The meaning of this is key to our existence; We, as humans, are made unique among the creations of the world, with the task of overseeing the earth. But what does God mean by the earth? The world used to, in the eyes of the ancient Hebrews, be a much smaller place, containing just the Near East.

Over time, of course, this expanded, to include the rest of Asia, Africa, and Europe, and later the Americas and the rest of the world. As you can see, humanity has been in a continual process of realizing that we were given control over much more than we ever previously guessed.
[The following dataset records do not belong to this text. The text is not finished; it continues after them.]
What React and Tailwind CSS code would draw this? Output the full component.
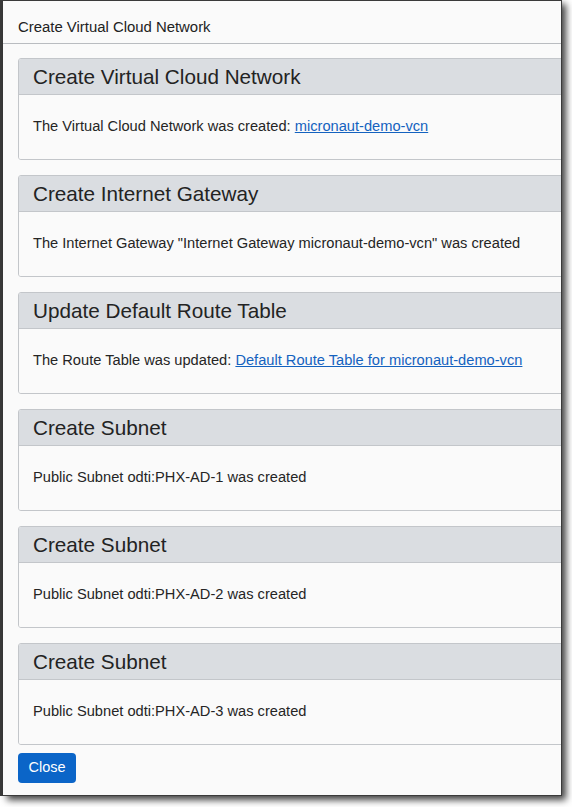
import React from "react";

const steps = [
  {
    title: "Create Virtual Cloud Network",
    text: "The Virtual Cloud Network was created: ",
    link: "micronaut-demo-vcn",
  },
  {
    title: "Create Internet Gateway",
    text: 'The Internet Gateway "Internet Gateway micronaut-demo-vcn" was created',
  },
  {
    title: "Update Default Route Table",
    text: "The Route Table was updated: ",
    link: "Default Route Table for micronaut-demo-vcn",
  },
  { title: "Create Subnet", text: "Public Subnet odti:PHX-AD-1 was created" },
  { title: "Create Subnet", text: "Public Subnet odti:PHX-AD-2 was created" },
  { title: "Create Subnet", text: "Public Subnet odti:PHX-AD-3 was created" },
];

function StepCard({ step }) {
  return (
    <div className="border border-[#c3c6ca] rounded-[3px] mr-[-12px] overflow-hidden">
      <div className="h-[36px] bg-[#dadde1] border-b border-[#c3c6ca] px-[14px] pt-[2px] flex items-center">
        <h2 className="text-[20.7px] leading-none text-[#232323]">{step.title}</h2>
      </div>
      <div className="h-[64px] px-[14px] flex items-center bg-[#fafafa]">
        <p className="text-[14.65px] text-[#252525]">
          {step.text}
          {step.link && (
            <a href="#" className="text-[#1462bf] underline">
              {step.link}
            </a>
          )}
        </p>
      </div>
    </div>
  );
}

export default function App() {
  return (
    <div
      className="min-h-[807px] bg-white flex items-start"
      style={{ fontFamily: '"Liberation Sans", Arial, sans-serif' }}
    >
      {/* page behind the modal */}
      <div className="w-[3px] h-[796px] bg-[#3b3b3b]"></div>

      {/* Modal */}
      <div className="w-[559px] h-[796px] bg-[#fafafa] border-r border-b border-t border-[#3a3a3a] shadow-[4px_4px_7px_rgba(0,0,0,0.75)] overflow-hidden flex flex-col">
        <div className="h-[43px] border-b border-[#b9bcc0] px-[15px] pb-[5px] flex items-end">
          <span className="text-[14.9px] text-[#222]">Create Virtual Cloud Network</span>
        </div>

        <div className="pt-[14px] pl-[15px] flex flex-col gap-[15px]">
          {steps.map((s, i) => (
            <StepCard key={i} step={s} />
          ))}
        </div>

        <div className="pl-[15px] pt-[8px]">
          <button className="w-[58px] h-[30px] bg-[#0b65c8] text-white text-[14.5px] rounded-[4px]">
            Close
          </button>
        </div>
      </div>
    </div>
  );
}
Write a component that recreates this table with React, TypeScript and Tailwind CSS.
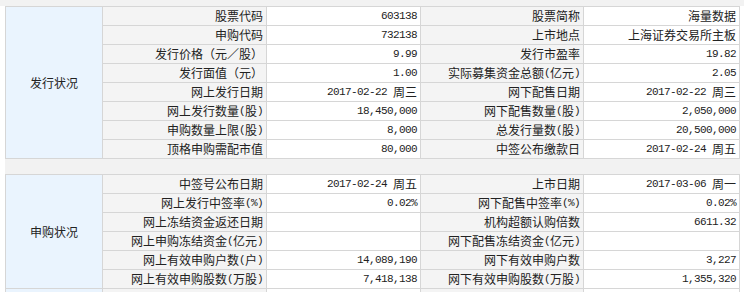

Now, as we know the galaxy is full of trillions of uninhabited earth-like planets, we must understand what this passage really means.

To look at it from a semantic perspective, the Hebrew word we always translated to earth, “‘erets,” really means more “land” or “creation.” This means we have to, once more, expand what we thought we knew of creation, and by extension, what our gift from God contains.

Science and our species’ experience has shown us that we could very well be the lone thinking species out there. Now we must ask why we are alone and what does it mean. For Christians, the answer has been sitting there under our noses the whole time.

The universe is a gift, and if there is one thing we can all agree on it’s that we should make the most of what has been given to us. Humans are meant to be caretakers of life in the universe, and as terrifying and awe inspiring as that duty is, it is vital that we remember this as we go about our life. As citizens of the nation that leads the free world, it is our duty to ensure that humans, and by extension, life, goes on.